The use of the word "given," the "grace given" to us before times eternal, is already a mark of his intense perception of the reality of the eternal transaction. But this is carried much further by the other terms emphasized. This grace given in eternity is only "manifested" in time; made visible—the conception being that it was already in existence and is only now brought to sight. And in like manner the Christ Jesus in whom the grace was given us before times eternal, can by no possibility be conceived as existing only ideally in this eternity, as if the notion were only that in foresight of Him and His work, the gift of grace was determined upon and so His historical life on earth was the logical prius and this eternal transaction rested on it in prevision and provision. On the contrary, it is His eternal existence that is the actual reality and His historical manifestation is described as an "epiphany"—a term which distinctly describes a glorious apparition of what already exists and now only breaks forth to the illumination of the world. As such it is elsewhere confined in the New Testament to the second coming of Christ, and when here applied to His first coming as fully implies as in the parallel case that He who is thus manifested exists and has existed beforehand gloriously, and now only bursts on Man's astonished sight like the breaking forth of the sun from thick clouds. The grace that was given us before all eternity, was given us in that eternity in Christ Jesus, as the then present mediator of grace; and as the grace then given has only been "manifested" in time, so the Christ Jesus in whom it was then given has only "appeared" in time. So clear and vital is Paul's realization of the eternal transaction in a word, that the danger would be not that we should read him as speaking of only an ideal eternal pre-existence of His and our Lord, but rather, as giving too little significance to the outworking of the eternal plan in the actual historical realization.

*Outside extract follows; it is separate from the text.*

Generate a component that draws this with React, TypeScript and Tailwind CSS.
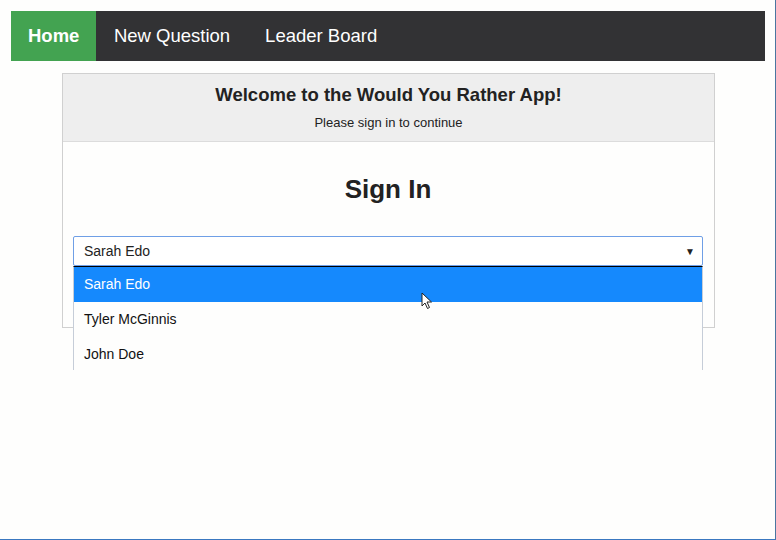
const users = ['Sarah Edo', 'Tyler McGinnis', 'John Doe'];

function Cursor() {
  return (
    <svg className="absolute left-[421px] top-[292px]" width="12" height="18" viewBox="0 0 12 18">
      <path d="M1 1 L1 14 L4 11 L6.5 16.5 L8.5 15.5 L6 10 L10.5 10 Z" fill="#fff" stroke="#222" strokeWidth="1" strokeLinejoin="round" />
    </svg>
  );
}

export default function App() {
  return (
    <div
      className="relative w-[776px] h-[540px] bg-[#fefefd] border-r border-b border-r-[#4a76a0] border-b-[#3a78c0] overflow-hidden"
      style={{ fontFamily: '"Liberation Sans", Arial, sans-serif' }}
    >
      <nav className="mx-[11px] mt-[11px] w-[754px] h-[50px] bg-[#323234] flex text-[18.5px] text-white">
        <a className="bg-[#43a351] px-[17px] flex items-center font-bold">Home</a>
        <a className="px-[17.5px] flex items-center">New Question</a>
        <a className="px-[17.5px] flex items-center">Leader Board</a>
      </nav>

      <div className="ml-[62px] mt-[12px] w-[653px] h-[255px] border border-[#d0d0d0] bg-[#fefefd] text-[#222]">
        <div className="bg-[#eeeeee] h-[68px] border-b border-[#dcdcdc] flex flex-col items-center pt-[10px]">
          <h3 className="text-[18.5px] font-bold leading-[22px]">Welcome to the Would You Rather App!</h3>
          <p className="text-[13px] leading-[16px] mt-[9px]">Please sign in to continue</p>
        </div>
        <div className="pl-[10px] pr-[11px]">
          <h1 className="text-[26px] font-bold text-center mt-[32px] leading-[30px]">Sign In</h1>
          <div className="mt-[32px] h-[30px] border border-[#6f9fe6] rounded-[2px] flex items-center justify-between pl-[10px] pr-[7px] text-[14px] bg-white">
            <span>Sarah Edo</span>
            <span className="text-[10px]">▼</span>
          </div>
          <button className="mt-[13px] w-full h-[34px] bg-[#43a351] text-white text-[14px] rounded-[2px]">Submit</button>
        </div>
      </div>

      <ul className="absolute left-[73px] top-[266px] w-[630px] h-[104px] overflow-hidden bg-[#fefefd] border-t border-t-black border-x border-x-[#c6cdd8] text-[14px] text-[#111]">
        {users.map((u, i) => (
          <li
            key={u}
            className={
              i === 0
                ? 'h-[35px] flex items-center pl-[10px] bg-[#1589fd] text-white'
                : 'h-[35px] flex items-center pl-[10px]'
            }
          >
            {u}
          </li>
        ))}
      </ul>

      <Cursor />
    </div>
  );
}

It is interesting to observe this very complete doctrine of the eternal pre-existence of Jesus

Christ in this epistle, for theological reasons, and more particularly, for biblical-theological reasons. Our interest in it now, however, turns on the use which Paul makes of it for the enheartening of Timothy. By fixing his eyes thus on the eternal Jesus and subtly suggesting that the events of time are (in a sense) but the shadows of the eternal realities; that the salvation wrought out on Calvary was but a corollary (so to speak) of the determining transaction in heaven; the Apostle leads his pupil to attach less importance to the course of affairs on earth in comparison with the eternal things thus vividly pictured before his eyes. The fashion of the earth passes away; the heavenly alone abides. This eternal Jesus—may He not be relied on quite independently of the temporary appearances of the things of earth? For how many ages did He abide above—before He was manifested as Saviour! He may have removed again into the glory He had with the Father before the world was. But is He, therefore, non-existent—unable to help? We have seen his epiphany once, when He burst from the skies bringing salvation. Shall we not see it again? Sufferings meanwhile may come—persecutions, trials—above what flesh is capable of enduring. But as the grace of God has appeared already bringing salvation, shall we not be sure that, in due season, there shall be another epiphany of our great God and Saviour Jesus Christ?

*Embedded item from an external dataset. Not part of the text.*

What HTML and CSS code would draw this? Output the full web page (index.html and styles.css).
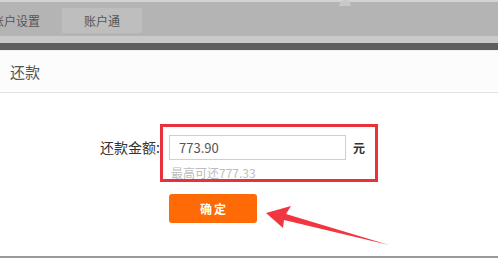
FILE: index.html
```html
<!DOCTYPE html>
<html lang="zh">
<head>
<meta charset="utf-8">
<link rel="stylesheet" href="styles.css">
</head>
<body>
<div class="page">
  <div class="topbar">
    <div class="tab tab-first">账户设置</div>
    <div class="tab tab-active">账户通</div>
    <span class="caret"></span>
  </div>
  <div class="band-light"></div>
  <div class="band-dark"></div>
  <div class="panel-head">还款</div>
  <div class="panel-body">
    <div class="form-row">
      <div class="label">还款金额:</div>
      <div class="field">
        <div class="input-line">
          <div class="input">773.90</div>
          <span class="unit">元</span>
        </div>
        <div class="hint">最高可还777.33</div>
      </div>
    </div>
    <div class="actions">
      <button class="btn">确定</button>
    </div>
    <div class="highlight"></div>
    <svg class="arrow" width="498" height="258" viewBox="0 0 498 258">
      <polygon points="266,213 291,206 286,214 389,245 284,220 283,228" fill="#f0363f"/>
    </svg>
  </div>
  <div class="bottom-line"></div>
</div>
</body>
</html>
```

FILE: styles.css
```css
* { box-sizing: border-box; }
html, body { margin: 0; padding: 0; }
body {
  width: 498px;
  height: 258px;
  overflow: hidden;
  background: #ffffff;
  font-family: "Noto Sans CJK SC", "Liberation Sans", sans-serif;
}
.page {
  position: relative;
  width: 498px;
  height: 258px;
  display: flex;
  flex-direction: column;
}
.topbar {
  position: relative;
  height: 36px;
  background: #b4b4b4;
  border-top: 2px solid #d3d3d3;
  display: flex;
  align-items: flex-start;
  padding-top: 6px;
  gap: 11px;
}
.tab {
  height: 25px;
  line-height: 25px;
  font-size: 12px;
  color: #555;
  text-align: center;
}
.tab-first {
  width: 70px;
  margin-left: -19px;
}
.tab-active {
  width: 80px;
  background: #bebebe;
}
.caret {
  position: absolute;
  left: 339px;
  top: -2px;
  width: 12px;
  height: 6px;
  background: #c8c8c8;
  border-radius: 6px 6px 0 0;
}
.band-light {
  height: 7px;
  background: #c9c9c9;
}
.band-dark {
  height: 7px;
  background: #5d5d5d;
}
.panel-head {
  height: 43px;
  line-height: 42px;
  padding-left: 10px;
  font-size: 15px;
  color: #555;
  background: #fcfcfc;
  border-top: 1px solid #f2f2f2;
  border-bottom: 1px solid #e2e2e2;
}
.panel-body {
  flex: 1;
  position: relative;
  padding-top: 42px;
}
.form-row {
  display: grid;
  grid-template-columns: 169px auto;
}
.label {
  justify-self: end;
  padding-right: 9px;
  height: 25px;
  line-height: 25px;
  font-size: 14px;
  color: #333;
}
.field {
  display: flex;
  flex-direction: column;
}
.input-line {
  display: flex;
  align-items: center;
  gap: 7px;
}
.input {
  width: 177px;
  height: 25px;
  line-height: 23px;
  border: 1px solid #cfcfcf;
  padding-left: 9px;
  font-size: 13px;
  color: #555;
  background: #fff;
}
.unit {
  font-size: 12px;
  font-weight: bold;
  color: #333;
}
.hint {
  margin-top: 5px;
  font-size: 12px;
  line-height: 16px;
  color: #bdbdbd;
  padding-left: 2px;
}
.actions {
  padding-left: 169px;
  margin-top: 13px;
}
.btn {
  display: block;
  width: 88px;
  height: 29px;
  border: none;
  border-radius: 3px;
  background: #fe6a06;
  color: #fff;
  font-family: inherit;
  font-size: 12px;
  font-weight: bold;
  letter-spacing: 2px;
  padding: 0 0 0 2px;
}
.highlight {
  position: absolute;
  left: 160px;
  top: 31px;
  width: 218px;
  height: 58px;
  border: 3px solid #e8313b;
}
.arrow {
  position: absolute;
  left: 0;
  top: -93px;
  pointer-events: none;
}
.bottom-line {
  height: 2px;
  background: #9a9a9a;
}
```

Perhaps it is too much to say that the exhortation of Paul bids Timothy to look forward to this second epiphany. But perhaps it is not too much to say that the use of the word here, consecrated elsewhere to our Lord's second coming, and the whole cast of the passage, can scarcely have failed to suggest by analogy this second coming to Timothy. And if so, the remembrance of it would add to the force of the exhortation to endurance. In any case, this vision of the eternal Christ forms a substantial element in Paul's great exhortation.

There is, however, a third element in it that we must be sure that we perceive before we can say that we have appreciated its whole force; it fills Timothy's heart with the sense of an eternal salvation. We have seen that it points him back into eternity for the inception of this salvation. There, we will not say merely it was prepared for, provided for; it was rather, prepared, provided. Before times eternal there was a purpose of God— His own sovereign purpose, independent of all works of man—in accordance with which we have in time been called. But there was also more— even a grace that had been given to us already in Christ Jesus, our eternal Lord. And it is in accordance with this grace also that we have been called with a holy calling and saved; in accordance with this grace, existent eternally, and only manifested in time, when Jesus burst on the astonished view of man and abolished death and

brought to light life and immortality. This salvation, thus manifested, therefore, is an eternal salvation. There was no time when it was not. Can there be any time when it shall cease to be?

What we must, above all, however, see to it that we do is to focus our eyes on what this eternal salvation thus manifested in time consists in. It consists in just the abolishment of death and the bringing to light of life and immortality. Ah, this death that Timothy may have been in danger of fearing—that is the real shadow. This salvation—so long hidden in the heavens—that is the reality. It may again seem to be hidden in the heavens; death—does it not loom before him as a hideous threat of the immediate future? Nay, the eternal salvation, revealed in Christ Jesus, is revealed in this very act—that He has abolished death and brought life and immortality to light through the Gospel. Surely if Paul can quicken and give life and force to this conception in Timothy's mind and heart, his encouragement of him to face persecution and death with him for the Gospel's sake is complete. Then, this threatened death is naught; the Saviour has abolished death and brought life and immortality to light.

In essence, shall we not say, then, that this appeal finds its deepest root in the assurance of a blessed immortality? That it unveils the life beyond the tomb? And puts the heart into us that was in Paul when he declared that he viewed with unconcern the wearing away of this earthly house because he knew he had a building of God, a house not made with hands, eternal in the heavens? It is because the salvation brought thus to Timothy is not only eternal in its inception but eternal in its endurance, that the appeal has such force. Paul is seeking to fill the heart and mind of his follower with the realization of an eternal salvation, and so to lead him to courage in facing temporal trials. Is it not our wisdom to apply his words to ourselves? Shall we, too, not endure as seeing the invisible?